BEGIN Stored records
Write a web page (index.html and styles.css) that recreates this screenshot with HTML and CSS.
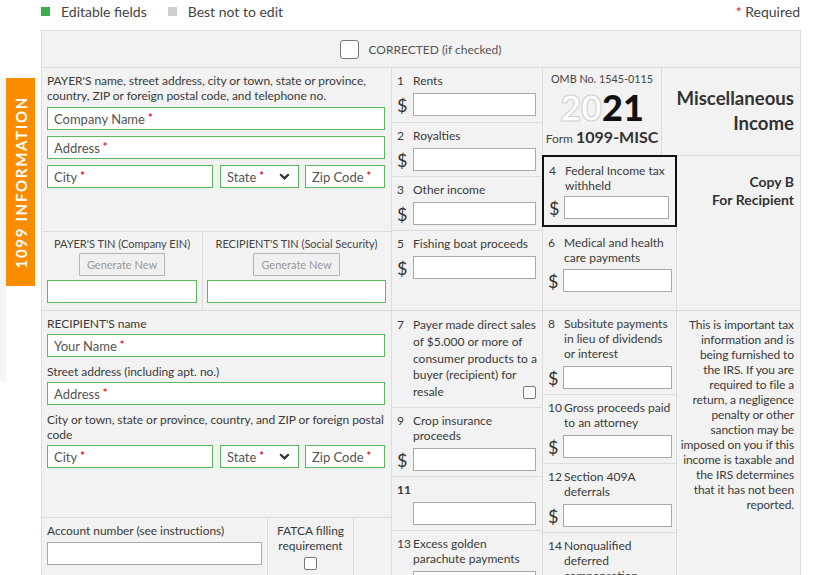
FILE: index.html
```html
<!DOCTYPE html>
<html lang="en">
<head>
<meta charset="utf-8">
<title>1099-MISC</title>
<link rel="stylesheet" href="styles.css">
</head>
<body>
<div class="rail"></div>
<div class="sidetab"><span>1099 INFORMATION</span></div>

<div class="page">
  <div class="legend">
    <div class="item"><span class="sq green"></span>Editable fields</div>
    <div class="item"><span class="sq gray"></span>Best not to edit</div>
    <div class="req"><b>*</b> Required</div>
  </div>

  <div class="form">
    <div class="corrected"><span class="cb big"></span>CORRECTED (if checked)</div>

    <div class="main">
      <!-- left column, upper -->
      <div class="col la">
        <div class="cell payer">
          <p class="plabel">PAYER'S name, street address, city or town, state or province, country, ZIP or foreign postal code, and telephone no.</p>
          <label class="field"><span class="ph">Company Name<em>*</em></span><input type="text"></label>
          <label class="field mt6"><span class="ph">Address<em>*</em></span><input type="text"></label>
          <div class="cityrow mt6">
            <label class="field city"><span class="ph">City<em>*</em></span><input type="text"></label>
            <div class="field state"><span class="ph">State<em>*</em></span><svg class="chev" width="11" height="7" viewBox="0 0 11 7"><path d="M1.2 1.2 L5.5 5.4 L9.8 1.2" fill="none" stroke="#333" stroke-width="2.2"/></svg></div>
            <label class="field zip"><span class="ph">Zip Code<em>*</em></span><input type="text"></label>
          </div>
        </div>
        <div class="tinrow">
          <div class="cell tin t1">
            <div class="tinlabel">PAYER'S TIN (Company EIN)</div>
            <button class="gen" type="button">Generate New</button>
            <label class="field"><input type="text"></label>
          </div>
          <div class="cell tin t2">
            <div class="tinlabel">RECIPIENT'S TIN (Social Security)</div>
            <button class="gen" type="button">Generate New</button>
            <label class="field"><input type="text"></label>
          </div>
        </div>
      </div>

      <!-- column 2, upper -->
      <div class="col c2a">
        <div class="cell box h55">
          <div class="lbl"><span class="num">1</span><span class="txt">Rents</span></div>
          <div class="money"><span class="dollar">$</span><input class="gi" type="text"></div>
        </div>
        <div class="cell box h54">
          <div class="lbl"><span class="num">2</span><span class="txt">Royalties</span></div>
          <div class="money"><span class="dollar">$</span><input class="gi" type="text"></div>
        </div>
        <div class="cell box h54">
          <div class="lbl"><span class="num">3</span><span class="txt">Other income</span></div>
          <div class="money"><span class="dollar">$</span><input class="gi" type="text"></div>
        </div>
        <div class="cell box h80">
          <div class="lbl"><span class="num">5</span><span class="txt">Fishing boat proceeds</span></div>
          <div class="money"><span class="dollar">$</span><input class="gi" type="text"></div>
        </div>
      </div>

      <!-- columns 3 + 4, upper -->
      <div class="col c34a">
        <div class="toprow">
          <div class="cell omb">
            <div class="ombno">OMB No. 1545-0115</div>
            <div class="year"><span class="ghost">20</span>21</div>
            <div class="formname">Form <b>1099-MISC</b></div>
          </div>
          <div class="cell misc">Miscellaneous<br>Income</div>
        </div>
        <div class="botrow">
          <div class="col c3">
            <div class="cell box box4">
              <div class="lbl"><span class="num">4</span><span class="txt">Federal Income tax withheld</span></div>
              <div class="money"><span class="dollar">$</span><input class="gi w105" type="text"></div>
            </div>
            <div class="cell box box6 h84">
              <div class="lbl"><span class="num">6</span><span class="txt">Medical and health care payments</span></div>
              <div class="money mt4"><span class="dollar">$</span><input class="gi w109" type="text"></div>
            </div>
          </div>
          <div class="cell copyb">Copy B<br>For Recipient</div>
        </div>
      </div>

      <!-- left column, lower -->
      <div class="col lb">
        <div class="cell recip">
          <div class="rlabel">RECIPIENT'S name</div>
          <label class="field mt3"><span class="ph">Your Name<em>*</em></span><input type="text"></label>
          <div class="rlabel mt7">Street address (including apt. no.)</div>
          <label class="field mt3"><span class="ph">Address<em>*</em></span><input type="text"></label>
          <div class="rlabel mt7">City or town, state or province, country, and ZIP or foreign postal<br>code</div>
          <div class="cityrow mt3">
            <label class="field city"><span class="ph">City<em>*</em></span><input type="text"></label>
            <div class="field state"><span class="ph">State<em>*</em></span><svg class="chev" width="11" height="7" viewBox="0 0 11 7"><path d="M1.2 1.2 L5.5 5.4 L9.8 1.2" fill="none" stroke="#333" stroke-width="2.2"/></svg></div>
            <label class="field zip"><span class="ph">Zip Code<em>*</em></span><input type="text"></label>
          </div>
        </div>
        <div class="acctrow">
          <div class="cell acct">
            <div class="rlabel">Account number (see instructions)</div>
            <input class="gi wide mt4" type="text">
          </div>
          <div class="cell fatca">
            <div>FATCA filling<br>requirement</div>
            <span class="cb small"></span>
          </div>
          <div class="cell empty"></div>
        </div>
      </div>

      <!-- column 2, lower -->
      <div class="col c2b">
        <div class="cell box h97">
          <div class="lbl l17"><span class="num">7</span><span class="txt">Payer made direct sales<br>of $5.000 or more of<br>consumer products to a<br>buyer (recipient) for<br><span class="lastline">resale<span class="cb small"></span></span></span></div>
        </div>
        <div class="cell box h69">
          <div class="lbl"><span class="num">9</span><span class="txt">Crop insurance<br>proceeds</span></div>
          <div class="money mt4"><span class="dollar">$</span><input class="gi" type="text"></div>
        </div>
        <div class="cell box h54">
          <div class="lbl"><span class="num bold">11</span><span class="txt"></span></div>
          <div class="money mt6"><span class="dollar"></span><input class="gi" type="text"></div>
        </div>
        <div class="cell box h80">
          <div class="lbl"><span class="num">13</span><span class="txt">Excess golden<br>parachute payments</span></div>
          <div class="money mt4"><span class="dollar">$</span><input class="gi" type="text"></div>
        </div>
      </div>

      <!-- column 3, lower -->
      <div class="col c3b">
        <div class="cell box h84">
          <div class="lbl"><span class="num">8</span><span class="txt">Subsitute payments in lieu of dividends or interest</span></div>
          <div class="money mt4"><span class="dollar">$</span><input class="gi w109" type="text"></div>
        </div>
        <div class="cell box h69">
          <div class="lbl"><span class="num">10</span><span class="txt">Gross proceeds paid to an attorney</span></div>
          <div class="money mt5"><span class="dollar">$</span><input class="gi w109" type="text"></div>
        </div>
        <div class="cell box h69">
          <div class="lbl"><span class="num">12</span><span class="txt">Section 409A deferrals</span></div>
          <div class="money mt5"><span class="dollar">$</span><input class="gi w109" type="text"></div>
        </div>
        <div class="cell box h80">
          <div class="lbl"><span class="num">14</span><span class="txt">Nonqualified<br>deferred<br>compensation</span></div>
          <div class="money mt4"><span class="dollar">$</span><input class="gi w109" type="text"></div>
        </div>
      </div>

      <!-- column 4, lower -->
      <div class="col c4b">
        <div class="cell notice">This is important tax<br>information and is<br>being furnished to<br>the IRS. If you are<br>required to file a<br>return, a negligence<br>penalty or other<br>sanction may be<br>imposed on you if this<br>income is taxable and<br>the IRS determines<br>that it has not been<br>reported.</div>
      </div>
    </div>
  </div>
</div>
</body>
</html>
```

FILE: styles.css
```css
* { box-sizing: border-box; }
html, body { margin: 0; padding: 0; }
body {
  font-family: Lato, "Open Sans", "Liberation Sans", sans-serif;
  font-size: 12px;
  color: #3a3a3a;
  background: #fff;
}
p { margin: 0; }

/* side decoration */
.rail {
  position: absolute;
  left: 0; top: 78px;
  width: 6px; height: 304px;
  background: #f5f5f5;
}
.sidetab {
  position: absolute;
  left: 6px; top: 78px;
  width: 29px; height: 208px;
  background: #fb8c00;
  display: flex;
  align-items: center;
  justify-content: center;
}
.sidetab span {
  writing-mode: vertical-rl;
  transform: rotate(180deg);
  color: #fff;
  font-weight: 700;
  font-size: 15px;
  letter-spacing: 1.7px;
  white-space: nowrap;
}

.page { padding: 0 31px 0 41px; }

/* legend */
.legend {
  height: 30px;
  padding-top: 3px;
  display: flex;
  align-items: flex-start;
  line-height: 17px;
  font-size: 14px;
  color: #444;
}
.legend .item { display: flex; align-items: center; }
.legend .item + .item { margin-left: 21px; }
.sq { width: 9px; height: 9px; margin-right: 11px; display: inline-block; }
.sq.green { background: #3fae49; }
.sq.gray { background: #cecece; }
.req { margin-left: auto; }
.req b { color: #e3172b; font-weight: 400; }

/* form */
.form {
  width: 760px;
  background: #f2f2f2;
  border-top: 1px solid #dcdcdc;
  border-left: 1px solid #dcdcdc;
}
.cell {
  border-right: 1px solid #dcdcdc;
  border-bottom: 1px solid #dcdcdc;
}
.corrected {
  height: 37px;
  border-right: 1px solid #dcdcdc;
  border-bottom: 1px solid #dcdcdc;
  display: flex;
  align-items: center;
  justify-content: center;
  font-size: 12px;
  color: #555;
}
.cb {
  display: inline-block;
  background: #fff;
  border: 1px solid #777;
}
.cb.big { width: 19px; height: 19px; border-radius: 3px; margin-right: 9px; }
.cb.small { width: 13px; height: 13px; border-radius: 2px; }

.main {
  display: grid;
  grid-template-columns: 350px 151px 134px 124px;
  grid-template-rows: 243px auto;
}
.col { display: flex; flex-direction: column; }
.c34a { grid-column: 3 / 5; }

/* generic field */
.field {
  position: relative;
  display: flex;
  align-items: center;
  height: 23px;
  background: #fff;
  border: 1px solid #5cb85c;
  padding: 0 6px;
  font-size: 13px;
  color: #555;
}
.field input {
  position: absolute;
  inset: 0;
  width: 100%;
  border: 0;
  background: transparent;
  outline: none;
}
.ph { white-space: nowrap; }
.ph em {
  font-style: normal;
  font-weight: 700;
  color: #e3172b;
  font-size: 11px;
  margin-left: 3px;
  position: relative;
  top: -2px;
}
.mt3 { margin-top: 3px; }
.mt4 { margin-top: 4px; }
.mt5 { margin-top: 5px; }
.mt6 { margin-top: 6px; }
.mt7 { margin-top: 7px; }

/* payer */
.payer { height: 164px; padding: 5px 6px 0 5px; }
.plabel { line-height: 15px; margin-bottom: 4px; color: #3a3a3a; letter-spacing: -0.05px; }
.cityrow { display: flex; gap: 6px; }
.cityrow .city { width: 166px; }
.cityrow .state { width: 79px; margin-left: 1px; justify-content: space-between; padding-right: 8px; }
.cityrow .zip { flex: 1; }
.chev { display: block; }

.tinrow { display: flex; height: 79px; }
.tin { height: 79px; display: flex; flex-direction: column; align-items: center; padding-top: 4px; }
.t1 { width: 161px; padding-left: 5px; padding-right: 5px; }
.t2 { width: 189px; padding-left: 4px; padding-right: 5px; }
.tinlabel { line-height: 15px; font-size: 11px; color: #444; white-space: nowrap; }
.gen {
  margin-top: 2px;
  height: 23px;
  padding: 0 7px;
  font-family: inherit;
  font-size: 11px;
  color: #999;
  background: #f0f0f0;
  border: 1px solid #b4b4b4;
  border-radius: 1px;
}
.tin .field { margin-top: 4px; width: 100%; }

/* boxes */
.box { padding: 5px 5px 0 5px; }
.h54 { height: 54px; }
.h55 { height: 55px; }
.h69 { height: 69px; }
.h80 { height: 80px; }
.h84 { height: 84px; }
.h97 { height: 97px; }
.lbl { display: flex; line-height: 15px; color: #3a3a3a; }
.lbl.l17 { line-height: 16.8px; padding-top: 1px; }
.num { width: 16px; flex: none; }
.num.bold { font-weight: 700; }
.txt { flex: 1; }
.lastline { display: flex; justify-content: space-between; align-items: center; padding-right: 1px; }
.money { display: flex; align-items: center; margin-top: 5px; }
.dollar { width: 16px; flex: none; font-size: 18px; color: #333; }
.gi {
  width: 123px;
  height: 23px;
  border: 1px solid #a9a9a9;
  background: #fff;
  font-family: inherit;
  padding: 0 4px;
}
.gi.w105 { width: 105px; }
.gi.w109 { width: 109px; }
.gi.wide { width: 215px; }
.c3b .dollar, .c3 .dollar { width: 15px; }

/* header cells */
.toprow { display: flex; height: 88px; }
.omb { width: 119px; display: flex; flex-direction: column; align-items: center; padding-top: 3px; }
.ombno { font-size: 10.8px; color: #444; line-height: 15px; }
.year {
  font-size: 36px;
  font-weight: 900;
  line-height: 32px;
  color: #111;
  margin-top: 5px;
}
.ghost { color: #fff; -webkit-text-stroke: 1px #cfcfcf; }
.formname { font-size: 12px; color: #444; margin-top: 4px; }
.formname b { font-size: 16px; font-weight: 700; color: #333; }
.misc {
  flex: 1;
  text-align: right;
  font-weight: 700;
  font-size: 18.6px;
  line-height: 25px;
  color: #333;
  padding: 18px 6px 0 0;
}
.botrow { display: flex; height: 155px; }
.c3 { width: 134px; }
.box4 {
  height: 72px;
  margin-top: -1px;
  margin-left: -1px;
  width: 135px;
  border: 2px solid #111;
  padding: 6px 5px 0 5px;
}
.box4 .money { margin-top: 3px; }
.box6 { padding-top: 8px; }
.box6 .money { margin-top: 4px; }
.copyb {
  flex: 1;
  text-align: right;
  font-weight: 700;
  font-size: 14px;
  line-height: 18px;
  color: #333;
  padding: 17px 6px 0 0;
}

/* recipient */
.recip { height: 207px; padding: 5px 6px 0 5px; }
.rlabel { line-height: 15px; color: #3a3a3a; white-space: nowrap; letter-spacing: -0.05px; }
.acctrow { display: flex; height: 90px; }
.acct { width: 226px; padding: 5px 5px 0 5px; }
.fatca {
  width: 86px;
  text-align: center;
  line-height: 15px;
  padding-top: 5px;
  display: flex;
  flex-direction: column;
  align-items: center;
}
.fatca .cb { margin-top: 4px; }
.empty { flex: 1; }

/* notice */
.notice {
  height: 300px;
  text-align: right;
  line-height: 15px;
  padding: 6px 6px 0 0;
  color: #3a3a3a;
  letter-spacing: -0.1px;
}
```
END Stored records
BEGIN Stored records
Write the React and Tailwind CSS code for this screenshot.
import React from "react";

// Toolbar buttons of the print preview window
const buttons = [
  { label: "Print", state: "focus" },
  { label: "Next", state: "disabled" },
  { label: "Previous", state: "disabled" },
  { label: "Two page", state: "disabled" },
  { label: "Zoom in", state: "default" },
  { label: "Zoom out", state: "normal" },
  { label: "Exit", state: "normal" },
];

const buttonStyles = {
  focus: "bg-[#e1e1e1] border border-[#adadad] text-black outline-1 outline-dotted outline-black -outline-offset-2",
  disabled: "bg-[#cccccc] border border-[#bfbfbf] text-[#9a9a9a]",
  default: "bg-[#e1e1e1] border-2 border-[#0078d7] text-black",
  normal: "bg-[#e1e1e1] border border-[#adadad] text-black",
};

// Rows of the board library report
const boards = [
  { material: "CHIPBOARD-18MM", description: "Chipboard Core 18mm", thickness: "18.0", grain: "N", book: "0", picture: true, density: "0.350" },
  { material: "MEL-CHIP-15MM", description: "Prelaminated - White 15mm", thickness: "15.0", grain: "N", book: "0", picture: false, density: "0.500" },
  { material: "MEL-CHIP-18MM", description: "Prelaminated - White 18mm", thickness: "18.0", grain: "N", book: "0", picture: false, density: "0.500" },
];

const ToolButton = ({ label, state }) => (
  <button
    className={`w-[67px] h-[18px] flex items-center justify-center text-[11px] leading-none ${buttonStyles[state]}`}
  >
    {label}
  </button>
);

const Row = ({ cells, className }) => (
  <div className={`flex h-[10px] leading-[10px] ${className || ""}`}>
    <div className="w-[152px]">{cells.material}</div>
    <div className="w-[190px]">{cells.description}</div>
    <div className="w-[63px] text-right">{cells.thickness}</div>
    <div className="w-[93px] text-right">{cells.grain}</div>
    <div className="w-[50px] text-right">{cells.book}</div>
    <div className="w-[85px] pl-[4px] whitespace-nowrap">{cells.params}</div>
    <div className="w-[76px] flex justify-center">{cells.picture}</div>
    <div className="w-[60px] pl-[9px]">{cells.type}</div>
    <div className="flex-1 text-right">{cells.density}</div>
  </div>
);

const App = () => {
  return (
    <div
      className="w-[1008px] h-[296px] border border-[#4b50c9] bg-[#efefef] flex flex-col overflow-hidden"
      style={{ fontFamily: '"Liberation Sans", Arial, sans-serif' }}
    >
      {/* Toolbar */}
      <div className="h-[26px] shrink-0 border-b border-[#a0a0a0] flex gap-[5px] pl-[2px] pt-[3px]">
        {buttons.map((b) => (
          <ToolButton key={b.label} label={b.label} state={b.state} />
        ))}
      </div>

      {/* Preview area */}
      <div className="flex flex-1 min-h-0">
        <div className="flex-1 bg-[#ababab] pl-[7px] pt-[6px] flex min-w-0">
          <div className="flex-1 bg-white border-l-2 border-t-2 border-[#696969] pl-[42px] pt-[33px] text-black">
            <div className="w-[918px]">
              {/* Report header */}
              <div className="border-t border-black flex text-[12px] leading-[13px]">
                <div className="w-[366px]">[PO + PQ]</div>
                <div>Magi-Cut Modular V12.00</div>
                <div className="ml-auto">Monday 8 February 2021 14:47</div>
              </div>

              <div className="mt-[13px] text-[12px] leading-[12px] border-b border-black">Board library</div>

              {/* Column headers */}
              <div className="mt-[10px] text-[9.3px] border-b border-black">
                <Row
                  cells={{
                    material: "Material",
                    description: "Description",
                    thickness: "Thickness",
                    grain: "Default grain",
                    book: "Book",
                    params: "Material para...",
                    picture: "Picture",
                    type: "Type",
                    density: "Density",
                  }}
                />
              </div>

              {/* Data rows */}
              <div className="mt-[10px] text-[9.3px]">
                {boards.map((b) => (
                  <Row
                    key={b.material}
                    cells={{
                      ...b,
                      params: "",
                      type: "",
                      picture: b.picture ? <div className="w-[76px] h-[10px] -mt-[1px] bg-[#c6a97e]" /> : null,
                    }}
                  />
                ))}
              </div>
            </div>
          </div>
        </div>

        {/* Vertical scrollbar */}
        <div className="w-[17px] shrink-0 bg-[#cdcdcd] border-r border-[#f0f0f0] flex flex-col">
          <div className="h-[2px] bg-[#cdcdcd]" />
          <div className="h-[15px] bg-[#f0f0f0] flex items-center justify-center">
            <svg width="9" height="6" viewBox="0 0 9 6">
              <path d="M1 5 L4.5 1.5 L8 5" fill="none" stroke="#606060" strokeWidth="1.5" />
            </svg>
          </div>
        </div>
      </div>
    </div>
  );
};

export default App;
END Stored records
Among the lines of the material, find those that hold the word "React" and copy them.

Write the React and Tailwind CSS code for this screenshot.
import React from "react";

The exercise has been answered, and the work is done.